Andy Murray win over Novak Djokovic is huge - Jamie Baker

By Phil GoodladBBC Scotland
Andy Murray is unbeaten this year in matches when he has won the first set
Murray is unbeaten this year in matches when he has won the first set

Andy Murray's Rogers Cup final win over Novak Djokovic is a "huge psychological boost" for the US Open, says former British number two Jamie Baker.

The Scot, 28, ended an eight-match losing run against the world number one to prevail 6-4 4-6 6-3 in Montreal.

"For Andy, it's all about adding to the two Grand Slams he already has," said Baker, a former Davis Cup player.

"Everyone involved in the game assumes that to win more he's going to have to get past Novak Djokovic."

Murray beat Djokovic to win the US Open in 2012 and did so again to triumph at Wimbledon in 2013.

However, Sunday's success in Canada was his first against the Serb since he ended Britain's 77-year wait for men's singles glory at SW19.

"It's a huge win for Andy," added Baker, who is now a BBC pundit.

"Although Andy's consistency in the Grand Slams has been unbelievable throughout his career, he is in such a tough era.

"A top athlete would never admit it, but you definitely get these psychological barriers.

"That's why people like Roger Federer, who has been so dominant, have an advantage.

"There is a locker room power - a belief from the players at the very top that they are going to win - versus doubt in their opponents."

Djokovic (left) leads Murray 19-9 in their career head-to-head record
Djokovic (left) leads Murray 19-9 in their career head-to-head record

Prior to Murray's win in Montreal, his 35th career title, he had lost four times to Djokovic in 2015 - in the Australian Open final, Indian Wells semi-final, Miami final and French Open semi-final.
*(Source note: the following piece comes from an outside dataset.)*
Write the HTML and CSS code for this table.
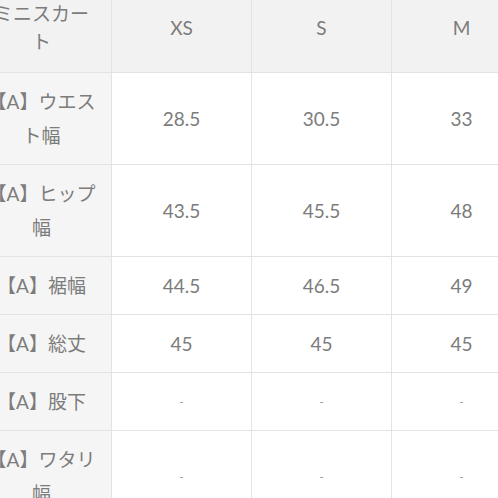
FILE: index.html
```html
<!DOCTYPE html>
<html lang="ja">
<head>
<meta charset="utf-8">
<link rel="stylesheet" href="styles.css">
</head>
<body>
<div class="crop">
<table class="size-table">
  <colgroup>
    <col class="c-label"><col class="c-val"><col class="c-val"><col class="c-val">
  </colgroup>
  <thead>
    <tr>
      <th class="label">ミニスカート</th>
      <th>XS</th>
      <th>S</th>
      <th>M</th>
    </tr>
  </thead>
  <tbody>
    <tr><th class="label">【A】ウエスト幅</th><td>28.5</td><td>30.5</td><td>33</td></tr>
    <tr><th class="label">【A】ヒップ幅</th><td>43.5</td><td>45.5</td><td>48</td></tr>
    <tr><th class="label">【A】裾幅</th><td>44.5</td><td>46.5</td><td>49</td></tr>
    <tr><th class="label">【A】総丈</th><td>45</td><td>45</td><td>45</td></tr>
    <tr><th class="label">【A】股下</th><td class="dash">-</td><td class="dash">-</td><td class="dash">-</td></tr>
    <tr><th class="label">【A】ワタリ幅</th><td class="dash">-</td><td class="dash">-</td><td class="dash">-</td></tr>
  </tbody>
</table>
</div>
</body>
</html>
```

FILE: styles.css
```css
html, body {
  margin: 0;
  padding: 0;
  background: #ffffff;
}
body {
  width: 498px;
  height: 498px;
  overflow: hidden;
}
.crop {
  margin: -18px 0 0 -29px;
}
.size-table {
  border-collapse: collapse;
  table-layout: fixed;
  width: 560px;
  font-family: Lato, "Noto Sans CJK JP", sans-serif;
  font-size: 19px;
  color: #7c7c7c;
}
.c-label { width: 140px; }
.c-val { width: 140px; }
.size-table th,
.size-table td {
  border: 1px solid #e3e3e3;
  text-align: center;
  vertical-align: middle;
  font-weight: normal;
  line-height: 34px;
  padding: 11.5px 15px;
}
.size-table thead th {
  background: #f2f2f2;
  line-height: 28px;
  padding: 16.5px 15px;
}
.size-table tbody th.label {
  background: #f5f5f5;
}
.size-table td {
  background: #ffffff;
}
.size-table td.dash {
  font-size: 12px;
  color: #999;
}
```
The clash at Roland Garros went to a fifth set after Murray had lost the first two but this time he managed to take the opening set, breaking serve twice to do so.

The British number one from Dunblane, who is now up to second in the world rankings, is unbeaten in 48 matches when winning the first set this year.

"In the last few months Andy has been much closer to Djokovic," added Baker, who retired in 2013.

"If he does end up playing him in New York, it's going to be a semi-final or the final if the rankings stay the same, and he doesn't want to go in thinking he has an absolute mountain to climb.

"Andy's record on the American hard courts is fantastic. He's a favourite going into this one, there's no question about that.

"But he still has to get past Federer and Djokovic and to do that he'll need to be at his very best."